Sciences Po impose-t-elle vraiment l'écriture inclusive à ses élèves ?
FACT CHECKING - Une députée affirme que la prestigieuse école sanctionne les copies qui n'utilisent pas l'écriture inclusive. Mais qu'en est-il vraiment ?

Voilà un sujet piquant qui revient dans l'actualité : l’écriture inclusive. La tête à réfléchir au coronavirus et à nos gestes barrières, le sujet est légèrement passé au second plan. Et pourtant, jeudi dernier, sur la radio RMC, une députée a remis une pièce dans le flipper à polémiques.
Annie Genevard, députée Les Républicains du Doubs et vice-présidente de l'Assemblée nationale est invitée au titre de signataire d’une proposition de loi visant à "interdire l’écriture inclusive dans les documents administratifs pour les organismes et personnes morales chargées d’une mission de service public".
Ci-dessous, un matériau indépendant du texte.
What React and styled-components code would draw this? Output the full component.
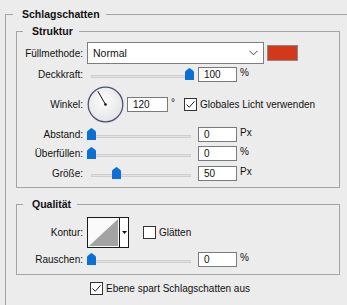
import React from "react";
import styled, { createGlobalStyle } from "styled-components";

const Global = createGlobalStyle`
  html, body { margin: 0; padding: 0; }
  body {
    background: #ececec;
    font-family: "Liberation Sans", Arial, sans-serif;
    font-size: 10px;
    color: #111;
    overflow: hidden;
  }
`;

const Page = styled.div`
  width: 347px;
  height: 305px;
  overflow: hidden;
`;

const OuterGroup = styled.section`
  position: relative;
  margin: 14px 0 0 5px;
  border-top: 1px solid #a4a4a4;
  border-left: 1px solid #a4a4a4;
  padding: 16px 0 0 10px;
  height: 300px;
  box-sizing: border-box;
`;

const GroupBox = styled.div`
  position: relative;
  width: 324px;
  box-sizing: border-box;
  border: 1px solid #a4a4a4;
  padding: ${(p) => p.$pad};
  margin-bottom: ${(p) => p.$mb || 0}px;
  display: flex;
  flex-direction: column;
`;

const Legend = styled.div`
  position: absolute;
  top: -7px;
  left: ${(p) => p.$left}px;
  padding: 0 6px 0 9px;
  background: #ececec;
  font-weight: bold;
  font-size: 10.5px;
  line-height: 12px;
  color: #111;
`;

const Row = styled.div`
  display: flex;
  align-items: center;
  height: ${(p) => p.$h}px;
  margin-top: ${(p) => p.$mt || 0}px;
`;

const Label = styled.span`
  width: 66px;
  margin-right: 4px;
  text-align: right;
  white-space: nowrap;
`;

const Select = styled.div`
  width: 177px;
  height: 22px;
  box-sizing: border-box;
  border: 1px solid #7d7d7d;
  background: #fff;
  display: flex;
  align-items: center;
  justify-content: space-between;
  padding: 0 5px 0 5px;
  font-size: 10.5px;
`;

const Swatch = styled.div`
  width: 31px;
  height: 16px;
  box-sizing: border-box;
  margin-left: 3px;
  border: 1px solid #8a8a8a;
  background: #d4381b;
`;

const SliderWrap = styled.div`
  position: relative;
  width: 107px;
  height: 15px;
  margin-right: 4px;
`;

const Track = styled.div`
  position: absolute;
  left: 4px;
  width: 100px;
  top: 8px;
  height: 3px;
  box-sizing: border-box;
  background: #e2e2e2;
  border: 1px solid #cfcfcf;
`;

const Thumb = styled.svg`
  position: absolute;
  top: 1px;
  width: 9px;
  height: 12px;
`;

const Field = styled.div`
  display: flex;
  align-items: flex-start;
  height: 15px;
`;

const NumberInput = styled.div`
  width: ${(p) => p.$w || 39}px;
  height: 15px;
  box-sizing: border-box;
  border: 1px solid #7a7a7a;
  background: #fff;
  padding-left: 5px;
  font-size: 10px;
  line-height: 14px;
`;

const Unit = styled.span`
  margin-left: 3px;
  line-height: 11px;
  font-size: 10px;
`;

const Dial = styled.svg`
  width: 37px;
  height: 37px;
  margin-right: 3px;
`;

const CheckBox = styled.span`
  display: inline-flex;
  width: 13px;
  height: 13px;
  box-sizing: border-box;
  border: 1px solid #333;
  background: #fff;
  margin-right: 3px;
  flex: none;
`;

const CheckLabel = styled.label`
  display: flex;
  align-items: center;
  margin-left: ${(p) => p.$ml || 0}px;
  white-space: nowrap;
`;

const KonturButton = styled.div`
  display: flex;
  width: 42px;
  height: 31px;
  box-sizing: border-box;
  border: 1px solid #1a1a1a;
  background: #fff;
`;

const KonturPreview = styled.svg`
  width: 31px;
  height: 29px;
  border-right: 1px solid #1a1a1a;
`;

const KonturArrow = styled.div`
  flex: 1;
  display: flex;
  align-items: center;
  justify-content: center;
  background: #fff;
`;

const BottomRow = styled.div`
  display: flex;
  margin: 7px 0 0 74px;
`;

const Check = ({ checked }) => (
  <CheckBox>
    {checked && (
      <svg width="11" height="11" viewBox="0 0 11 11">
        <path d="M1.5 5.5 L4.2 8.3 L9.6 2.2" fill="none" stroke="#222" strokeWidth="1" />
      </svg>
    )}
  </CheckBox>
);

const Slider = ({ value }) => (
  <SliderWrap>
    <Track />
    <Thumb viewBox="0 0 9 12" style={{ left: `${Math.round(value * 98)}px` }}>
      <path d="M0 12 V4.2 Q0 3.4 0.8 2.8 L3.7 0.4 Q4.5 -0.2 5.3 0.4 L8.2 2.8 Q9 3.4 9 4.2 V12 Z" fill="#0c6fd6" />
    </Thumb>
  </SliderWrap>
);

const NumberField = ({ num, unit, w }) => (
  <Field>
    <NumberInput $w={w}>{num}</NumberInput>
    <Unit>{unit}</Unit>
  </Field>
);

const SliderRow = ({ label, value, num, unit, mt }) => (
  <Row $h={15} $mt={mt}>
    <Label>{label}</Label>
    <Slider value={value} />
    <NumberField num={num} unit={unit} />
  </Row>
);

export default function App() {
  return (
    <Page>
      <Global />
      <OuterGroup>
        <Legend $left={7}>Schlagschatten</Legend>

        <GroupBox $pad="10px 0 6px 0" $mb={16}>
          <Legend $left={6}>Struktur</Legend>
          <Row $h={22}>
            <Label>Füllmethode:</Label>
            <Select>
              <span>Normal</span>
              <svg width="9" height="6" viewBox="0 0 9 6">
                <path d="M0.5 0.8 L4.5 4.8 L8.5 0.8" fill="none" stroke="#444" strokeWidth="1" />
              </svg>
            </Select>
            <Swatch />
          </Row>
          <SliderRow label="Deckkraft:" value={1} num="100" unit="%" mt={3} />
          <Row $h={37} $mt={4}>
            <Label>Winkel:</Label>
            <Dial viewBox="0 0 37 37">
              <defs>
                <radialGradient id="dialFill" cx="45%" cy="40%" r="60%">
                  <stop offset="0%" stopColor="#fdfdfd" />
                  <stop offset="100%" stopColor="#e4e4e6" />
                </radialGradient>
              </defs>
              <circle cx="18.5" cy="18.5" r="17.3" fill="url(#dialFill)" stroke="#4d5274" strokeWidth="1.3" />
              <line x1="18.5" y1="18.5" x2="10.8" y2="5.2" stroke="#111" strokeWidth="1" />
              <circle cx="18.5" cy="18.5" r="1.3" fill="#111" />
            </Dial>
            <NumberField num="120" unit="°" w={41} />
            <CheckLabel $ml={9}>
              <Check checked />
              Globales Licht verwenden
            </CheckLabel>
          </Row>
          <SliderRow label="Abstand:" value={0} num="0" unit="Px" mt={4} />
          <SliderRow label="Überfüllen:" value={0} num="0" unit="%" mt={4} />
          <SliderRow label="Größe:" value={0.25} num="50" unit="Px" mt={5} />
        </GroupBox>

        <GroupBox $pad="12px 0 7px 0">
          <Legend $left={6}>Qualität</Legend>
          <Row $h={31}>
            <Label>Kontur:</Label>
            <KonturButton>
              <KonturPreview viewBox="0 0 31 29">
                <rect x="0" y="0" width="31" height="29" fill="#fafafa" />
                <path d="M1 28 L30 1 L30 28 Z" fill="#a3a3a3" />
              </KonturPreview>
              <KonturArrow>
                <svg width="5" height="3" viewBox="0 0 5 3">
                  <path d="M0 0 H5 L2.5 3 Z" fill="#111" />
                </svg>
              </KonturArrow>
            </KonturButton>
            <CheckLabel $ml={14}>
              <Check />
              Glätten
            </CheckLabel>
          </Row>
          <SliderRow label="Rauschen:" value={0} num="0" unit="%" mt={4} />
        </GroupBox>

        <BottomRow>
          <CheckLabel>
            <Check checked />
            Ebene spart Schlagschatten aus
          </CheckLabel>
        </BottomRow>
      </OuterGroup>
    </Page>
  );
}
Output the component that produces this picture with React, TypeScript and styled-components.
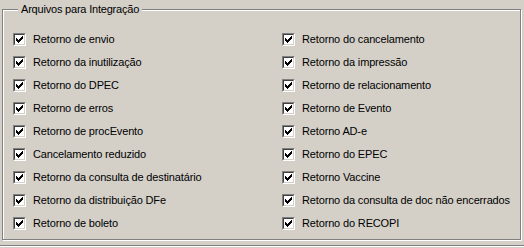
import styled, { createGlobalStyle } from "styled-components";

const GlobalStyle = createGlobalStyle`
  html, body {
    margin: 0;
    padding: 0;
    background: #d4d0c8;
  }
  body {
    font-family: "Liberation Sans", Arial, sans-serif;
    font-size: 11px;
    color: #000;
  }
`;

const Page = styled.div`
  width: 524px;
  height: 248px;
  box-sizing: border-box;
  padding: 3px 3px 0 2px;
  display: flex;
  flex-direction: column;
`;

const Group = styled.fieldset`
  margin: 0;
  padding: 12px 0 4px 10px;
  width: 519px;
  box-sizing: border-box;
  border: 1px solid #808080;
  box-shadow: inset 1px 1px 0 #fff, 1px 1px 0 #fff;
  min-inline-size: 0;
`;

const Legend = styled.legend`
  margin-left: 5px;
  padding: 0 3px;
  line-height: 13px;
  letter-spacing: -0.2px;
  background: #d4d0c8;
`;

const Grid = styled.div`
  display: grid;
  grid-template-columns: 269px 1fr;
  grid-auto-flow: column;
  grid-template-rows: repeat(9, 23px);
`;

const Item = styled.label`
  display: flex;
  align-items: center;
  gap: 7px;
  white-space: nowrap;
  letter-spacing: -0.15px;
  line-height: 13px;
`;

const Box = styled.span`
  flex: none;
  width: 13px;
  height: 13px;
  box-sizing: border-box;
  border-top: 1px solid #808080;
  border-left: 1px solid #808080;
  border-right: 1px solid #fff;
  border-bottom: 1px solid #fff;
  display: flex;
`;

const BoxInner = styled.span`
  flex: 1;
  box-sizing: border-box;
  border-top: 1px solid #404040;
  border-left: 1px solid #404040;
  border-right: 1px solid #d4d0c8;
  border-bottom: 1px solid #d4d0c8;
  background: #fff;
  display: flex;
`;

const Footer = styled.div`
  margin-top: 5px;
  margin-left: -2px;
  margin-right: -3px;
  height: 0;
  border-top: 1px solid #808080;
  border-bottom: 1px solid #fff;
`;

const checkCols: [number, number][] = [
  [1, 2],
  [2, 3],
  [3, 4],
  [4, 3],
  [5, 2],
  [6, 1],
  [7, 0],
];

function Check() {
  return (
    <Box>
      <BoxInner>
        <svg width="9" height="9" viewBox="0 0 9 9" shapeRendering="crispEdges">
          {checkCols.map(([x, y]) => (
            <rect key={x} x={x} y={y + 1} width="1" height="3" fill="#000" />
          ))}
        </svg>
      </BoxInner>
    </Box>
  );
}

const items = [
  "Retorno de envio",
  "Retorno da inutilização",
  "Retorno do DPEC",
  "Retorno de erros",
  "Retorno de procEvento",
  "Cancelamento reduzido",
  "Retorno da consulta de destinatário",
  "Retorno da distribuição DFe",
  "Retorno de boleto",
  "Retorno do cancelamento",
  "Retorno da impressão",
  "Retorno de relacionamento",
  "Retorno de Evento",
  "Retorno AD-e",
  "Retorno do EPEC",
  "Retorno Vaccine",
  "Retorno da consulta de doc não encerrados",
  "Retorno do RECOPI",
];

export default function App() {
  return (
    <>
      <GlobalStyle />
      <Page>
        <Group>
          <Legend>Arquivos para Integração</Legend>
          <Grid>
            {items.map((text) => (
              <Item key={text}>
                <Check />
                {text}
              </Item>
            ))}
          </Grid>
        </Group>
        <Footer />
      </Page>
    </>
  );
}
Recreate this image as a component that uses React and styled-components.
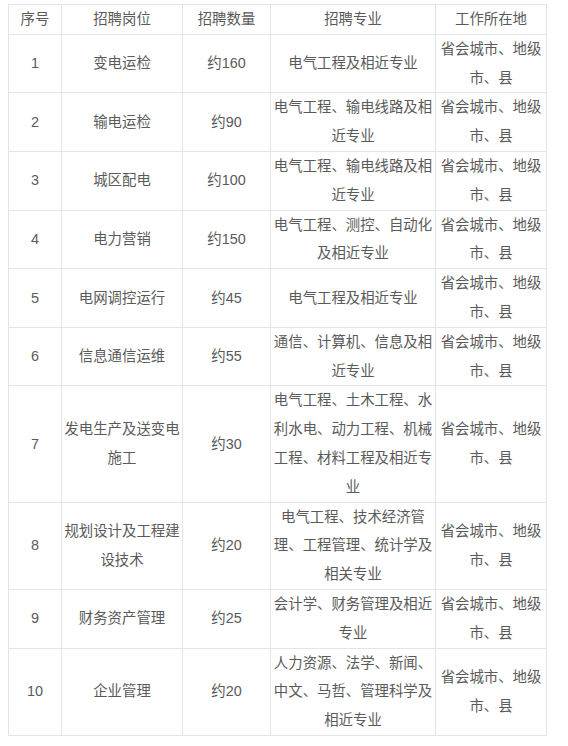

L’élue défend une attaque en règle de la langue française, qu’aucun texte ne protège ce trésor... Le journaliste essaye de la couper, elle continue, veut absolument montrer que son combat est juste et va utiliser un argument qui devrait convaincre tout le monde : "C'est l'usage qui détermine les changements, pas la volonté militante ! Songez qu'aujourd'hui à Sciences Po, une copie qui n'est pas rendue en langue inclusive est pénalisée, c'est insupportable !".
Démentis à Sciences Po
Nouvelle tempête en vue pour Science Po ? La prestigieuse école enchaîne les affaires actuellement, et en voilà une nouvelle. Cette affirmation est étonnante car rares étaient ceux à se souvenir que Science Po était si en pointe sur l’écriture inclusive.
Et c’est normal, parce que c’est faux. Contacté par l’AFP, le responsable de l’UNEF Sciences Po explique : "À aucun moment depuis deux ans (qu’il est élu,ndlr) il n’a été question de sanctionner des étudiants qui n'utiliseraient pas l’écriture inclusive". Et pourtant la polémique est lancée, elle continue sur les réseaux sociaux.
Annie Genevard a repris les propos de François Jolivet, député LaREM de l’Indre, à l’origine de cette proposition de loi. Quelques heures plus tôt sur la chaine Cnews, il affirmait : "Quand vous avez des écoles très célèbres qui forment les futurs dirigeants de l’État français qui exigent l’écriture inclusive dans des copies, Sciences Po pour ne pas citer (...), je ne comprends pas".
Un document de 2017 pour preuve ?
D’où l’élu tire-t-il cette affirmation ? Son cabinet explique à LCI que ce sont différents témoignages qui l’ont poussé à faire cette affirmation, témoignages dont nulles traces n’apparaissent. Sur Twitter, enseignants et élèves de Science Po s’étonnent des propos des députés et dénoncent une fausse information, mais la chose ne va pas s’arrêter là.
Les deux députés persistent et diffusent un document pour prouver que l'écriture inclusive est utilisée à Sciences Po... Un communiqué de presse publié en 2017 pour affirmer l’égalité homme-femme au sein des différents établissements de l'école. À la fin, figure cette recommandation : "La mise en œuvre d’une charte pour une communication non-sexiste et d’un guide pour une écriture inclusive destiné au personnel administratif".
Il s’agit, selon une porte-parole, de recommandations d'utilisation au cas où un salarié décidait d'utiliser l'écriture inclusive. Le 21 novembre 2017, l’ex-premier ministre Edouard Philippe, "invitait" dans une circulaire ses ministres à ne pas utiliser l’écriture inclusive. L’invitation à ne pas relancer les polémiques n'a pas été entendue.